Though the interrogators were skeptical of these claims, Zubaydah often proved credible. Information he provided led to the capture of a senior al-Qaeda operative in Southeast Asia. Zubaydah would only talk when he thought he was in Saudi hands. When U.S. personnel, no longer posing as Saudis, confronted him, Zubaydah said he had made up his earlier statements. But investigators found no basis for believing the information to be false—and even found material that corroborated his claimed ties to high level Saudis. Not surprisingly, the Saudi and Pakistani governments insisted his claims were false in all respects.
One of the key figures named by Zubaydah, Prince Turki, had been removed from his position as Saudi intelligence chief on September 1, 2001, ten days before the attacks. Thus, he was apparently not in that post on the critical day. Yet, his removal was a temporary absence from the highest levels of Saudi leadership, and not necessarily an indication that he had fallen into serious disfavor. The next year, he was named Saudi ambassador to Great Britain, just as a shift in focus from Al Qaeda to Iraq was being pitched to the British. If Zubaydah’s claims are at all credible, the removal of Turki from an official position shortly before the attacks surely warrants additional analysis— as does the Ghazzawis’ hasty flight from the U.S. right in the same time frame.

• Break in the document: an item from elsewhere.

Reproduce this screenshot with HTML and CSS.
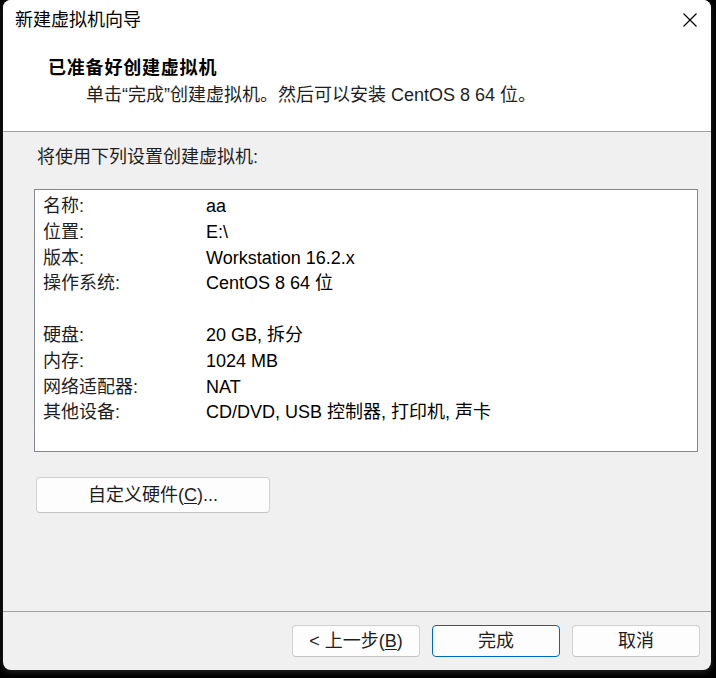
FILE: index.html
```html
<!DOCTYPE html>
<html lang="zh-CN">
<head>
<meta charset="utf-8">
<title>新建虚拟机向导</title>
<link rel="stylesheet" href="styles.css">
</head>
<body>
<div class="window">
  <div class="titlebar">
    <span class="title">新建虚拟机向导</span>
    <span class="close">
      <svg width="14" height="14" viewBox="0 0 14 14"><path d="M0.5 0.5 L13.5 13.5 M13.5 0.5 L0.5 13.5" stroke="#000" stroke-width="1.2" fill="none"/></svg>
    </span>
  </div>
  <div class="header">
    <div class="heading">已准备好创建虚拟机</div>
    <div class="subtitle">单击“完成”创建虚拟机。然后可以安装 CentOS 8 64 位。</div>
  </div>
  <div class="main">
    <div class="section-label">将使用下列设置创建虚拟机:</div>
    <div class="summary">
      <div class="row"><span class="key">名称:</span><span class="val">aa</span></div>
      <div class="row"><span class="key">位置:</span><span class="val">E:\</span></div>
      <div class="row"><span class="key">版本:</span><span class="val">Workstation 16.2.x</span></div>
      <div class="row"><span class="key">操作系统:</span><span class="val">CentOS 8 64 位</span></div>
      <div class="row blank"></div>
      <div class="row"><span class="key">硬盘:</span><span class="val">20 GB, 拆分</span></div>
      <div class="row"><span class="key">内存:</span><span class="val">1024 MB</span></div>
      <div class="row"><span class="key">网络适配器:</span><span class="val">NAT</span></div>
      <div class="row"><span class="key">其他设备:</span><span class="val">CD/DVD, USB 控制器, 打印机, 声卡</span></div>
    </div>
    <button class="btn custom">自定义硬件(<u>C</u>)...</button>
  </div>
  <div class="footer">
    <button class="btn">&lt; 上一步(<u>B</u>)</button>
    <button class="btn primary">完成</button>
    <button class="btn">取消</button>
  </div>
</div>
</body>
</html>
```

FILE: styles.css
```css
html, body {
  margin: 0;
  padding: 0;
  background: #000;
  width: 716px;
  height: 678px;
  overflow: hidden;
}

body {
  font-family: "Liberation Sans", "Noto Sans CJK SC", sans-serif;
  font-size: 18px;
  color: #1e1e1e;
}

.window {
  margin-left: 3px;
  width: 708px;
  height: 670px;
  background: #f0f0f0;
  border-radius: 8px;
  overflow: hidden;
  display: flex;
  flex-direction: column;
  box-shadow: 0 2px 6px rgba(60, 60, 60, 0.6);
}

.titlebar {
  height: 40px;
  background: #fff;
  display: flex;
  align-items: center;
  justify-content: space-between;
  padding: 0 14px 0 12px;
}

.title {
  color: #000;
  line-height: 40px;
}

.close {
  display: flex;
  width: 14px;
  height: 14px;
}

.header {
  background: #fff;
  padding: 15px 0 23px 45px;
  border-bottom: 1px solid #a0a0a0;
}

.heading {
  font-weight: bold;
  line-height: 26px;
  color: #000;
  letter-spacing: 0.8px;
}

.subtitle {
  line-height: 26px;
  margin-top: 1px;
  padding-left: 38px;
}

.main {
  flex: 1;
  padding: 12px 0 0 31px;
  display: flex;
  flex-direction: column;
  align-items: flex-start;
}

.section-label {
  line-height: 26px;
  padding-left: 3px;
}

.summary {
  margin-top: 19px;
  width: 647px;
  height: 257px;
  background: #fff;
  border: 1px solid #828790;
  padding: 4px 7px 0 8px;
  box-sizing: content-box;
}

.row {
  display: flex;
  height: 25.8px;
  line-height: 25.8px;
}

.key {
  width: 163px;
  flex: none;
}

.val {
  color: #000;
}

.btn {
  font-family: inherit;
  font-size: 18px;
  color: #1e1e1e;
  background: #fdfdfd;
  border: 1px solid #d0d0d0;
  border-bottom-color: #c4c4c4;
  border-radius: 4px;
  padding: 0;
  height: 32px;
  width: 128px;
  line-height: 28px;
}

.btn u {
  text-underline-offset: 2px;
}

.custom {
  margin-top: 25px;
  margin-left: 2px;
  width: 234px;
  height: 36px;
}

.primary {
  border: 1px solid #0067c0;
}

.footer {
  border-top: 1px solid #a0a0a0;
  padding: 13px 11px 13px 0;
  display: flex;
  justify-content: flex-end;
  gap: 12px;
}
```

According to the book The Eleventh Day , by Summers and his co-author Robbyn Swan, Zubaydah is not alone in asserting a Saudi-Al Qaeda deal:
In sworn statements after 9/11, former Taliban intelligence chief Mohammed Khaksar said that in 1998 Prince Turki, chief of Saudi Arabia’s General Intelligence Department (G.I.D.), sealed a deal under which bin Laden agreed not to attack Saudi targets. In return, Saudi Arabia would provide funds and material assistance to the Taliban, not demand bin Laden’s extradition, and not bring pressure to close down al-Qaeda training camps. Saudi businesses, meanwhile, would ensure that money also flowed directly to bin Laden.